Curtis Leonard was the unfortunate one of the group, taking one in the ankle that limited him for the rest of the game - according to head coach Adam Keefe he was "fine" afterwards - but it was a selfless performance from the men in teal from Owen out.

"I don’t know how some of the guys do it, they block some shots where they don't have a lot of padding, so cheers to them!" said the netminder, who made 35 saves, after the game.

It's a reflection of how much this team are hurting right now. Going into Tuesday's final group game as a dead rubber was not what they had hoped at the start of the campaign, particularly after the first two games.

The seven game losing streak - now eight - away from home spoke for itself too. Despite coming close on both nights in Glasgow, they are still awaiting that first W on the road, and the frustration is palpable. It's not for a lack of trying, as 94 shots across the two games against the Clan will attest to, but for some reason they're still not there yet.

Tuesday was an indication that they're not going to take it lying down, however.
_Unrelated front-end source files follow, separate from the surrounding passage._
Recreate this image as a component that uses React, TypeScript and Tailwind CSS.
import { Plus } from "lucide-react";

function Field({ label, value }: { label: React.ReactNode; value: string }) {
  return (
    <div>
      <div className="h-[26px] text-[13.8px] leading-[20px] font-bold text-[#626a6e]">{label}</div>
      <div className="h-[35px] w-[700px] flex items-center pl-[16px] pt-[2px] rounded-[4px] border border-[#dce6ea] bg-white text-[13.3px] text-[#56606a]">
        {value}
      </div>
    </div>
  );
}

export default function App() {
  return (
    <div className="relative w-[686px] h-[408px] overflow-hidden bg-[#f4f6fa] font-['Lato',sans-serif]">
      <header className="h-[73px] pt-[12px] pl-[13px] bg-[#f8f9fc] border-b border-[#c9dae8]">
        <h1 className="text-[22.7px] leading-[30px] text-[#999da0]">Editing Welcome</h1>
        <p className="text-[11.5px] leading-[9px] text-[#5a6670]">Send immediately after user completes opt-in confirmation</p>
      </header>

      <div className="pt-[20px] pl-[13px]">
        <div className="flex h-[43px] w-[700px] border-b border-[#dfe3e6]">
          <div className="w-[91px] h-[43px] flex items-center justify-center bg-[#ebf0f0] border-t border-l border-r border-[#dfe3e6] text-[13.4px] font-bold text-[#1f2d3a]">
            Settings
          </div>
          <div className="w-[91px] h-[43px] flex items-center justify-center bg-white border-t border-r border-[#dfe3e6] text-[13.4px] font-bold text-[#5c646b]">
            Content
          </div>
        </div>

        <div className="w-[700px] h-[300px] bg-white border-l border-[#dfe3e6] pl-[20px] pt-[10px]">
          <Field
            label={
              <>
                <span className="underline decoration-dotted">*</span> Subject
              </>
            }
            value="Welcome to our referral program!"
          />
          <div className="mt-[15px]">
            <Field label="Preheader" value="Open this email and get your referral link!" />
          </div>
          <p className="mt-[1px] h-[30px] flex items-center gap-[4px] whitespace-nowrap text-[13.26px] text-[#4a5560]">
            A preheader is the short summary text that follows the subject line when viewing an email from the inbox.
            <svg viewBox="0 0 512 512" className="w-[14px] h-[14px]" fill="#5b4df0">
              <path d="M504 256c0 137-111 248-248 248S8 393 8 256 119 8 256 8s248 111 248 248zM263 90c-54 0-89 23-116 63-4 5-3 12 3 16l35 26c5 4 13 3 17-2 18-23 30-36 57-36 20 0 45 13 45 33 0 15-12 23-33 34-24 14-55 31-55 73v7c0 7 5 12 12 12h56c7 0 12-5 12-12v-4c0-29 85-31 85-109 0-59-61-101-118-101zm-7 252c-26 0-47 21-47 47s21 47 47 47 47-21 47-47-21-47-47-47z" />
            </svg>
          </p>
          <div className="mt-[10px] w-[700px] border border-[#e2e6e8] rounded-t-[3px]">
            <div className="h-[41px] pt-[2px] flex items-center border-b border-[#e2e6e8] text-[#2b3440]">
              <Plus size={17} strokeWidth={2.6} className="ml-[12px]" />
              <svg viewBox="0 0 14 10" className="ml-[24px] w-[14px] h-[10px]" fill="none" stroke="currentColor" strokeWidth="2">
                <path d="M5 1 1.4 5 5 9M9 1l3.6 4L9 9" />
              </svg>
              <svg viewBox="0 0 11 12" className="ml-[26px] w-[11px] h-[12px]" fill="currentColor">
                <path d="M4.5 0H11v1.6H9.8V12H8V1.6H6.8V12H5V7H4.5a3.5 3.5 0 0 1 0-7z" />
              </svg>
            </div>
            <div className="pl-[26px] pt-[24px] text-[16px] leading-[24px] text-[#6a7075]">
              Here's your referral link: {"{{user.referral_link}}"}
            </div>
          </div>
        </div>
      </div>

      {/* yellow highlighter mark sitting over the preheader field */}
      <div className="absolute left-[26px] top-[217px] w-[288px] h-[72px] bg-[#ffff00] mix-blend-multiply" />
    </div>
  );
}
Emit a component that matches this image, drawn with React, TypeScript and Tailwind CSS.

In a defiant display, they continually frustrated the Swedes who, despite controlling possession and having extended spells in the Giants' defensive zone, were limited to shots from the edges for the most part.

"4-0 game, guys are blocking shots in the last few minutes, putting their bodies on the line. I don’t know what more you can ask for from that group of guys in there," says captain Pelech.

"Guys are blocking shots in a game where the outcome didn’t matter in the group stages and we’re down 4-0. That’s the kind of team we have, that’s the kind of character we have in the room. That’s the kind of defence we play."

Head coach Adam Keefe added: "It was going to be tough in the third period, and it was. I was just happy with guys sticking with it and competing right to the buzzer. You saw guys still blocking pucks when the game was away from us.

"They’re competing here. There’s no doubt we’re in a bit of a rut right now and the only way out is through hard work and digging our own way out of this rut. The guys took a step in the right direction tonight."

The problem is the road performances in the Champions League are not translating to the league, where it really matters for the Giants. Their best display away from home this season was undoubtedly in Augsburg, where they ran the Panther mighty close, but since then they've lost in Manchester, and rather tamely in Fife and Dundee.

The double-header in Glasgow was better, admittedly, but was still missing the finishing touch. In Luleå they were always going to struggle for offense, although they had enough chances to make you think they could have sneaked one past David Rautio to at least take something back to Belfast.

It may just be one result that's needed to get them over the line. It may be more than that. But the challenge for the Giants is finding a way to bring their European compete level to their domestic games. Do that, and it's not an outlandish claim to say that this team will be competing for the title at the end of the season.

"That’s all it takes. All we need to do is close out a game on the road. It’s a mentality and everyone needs to buy in," claims winger Bobby Farnham.

"We’re in games. Lapses here and there seem to cost us and we’re not finishing the chances we do get. We’ve had opportunities to put teams away on the road and we haven’t done it. We’ve outplayed a lot of teams on the road," points out Pelech.

"Going forward we need to be confident. We need to be able to finish our chances, and if we can’t finish our chances then we need to bear down and be able to win 1-0, 2-1. Bear down defensively and do that as well. It’s got to be 60 minutes, sometimes 65 minutes, every night."

Manchester roll into town this weekend for a double-header. There's a score to settle after the 2-1 overtime defeat in their first league game of the season, and they're determined not to make it back-to-back league losses after dropping one in Glasgow.

But this is a critical juncture now for this team. With Europe behind them, they have no more 'big' games to get up for and try to use as momentum, but that doesn't mean the big games are behind them. They have three games at the SSE Arena before their next away trip, and they need to start ramping up the performances before taking to the road again.

It mightn't be a defining moment of the Giants' season quite yet, but if things don't improve quickly then that moment will come sooner than they'd hope. Their bodies on the line mentality in Luleå was a positive start. Now it needs to come to fruition in the form of points.

"We’re on the right track," insists Pelech. "I know it doesn’t seem like it, but I do think we’re on the right track."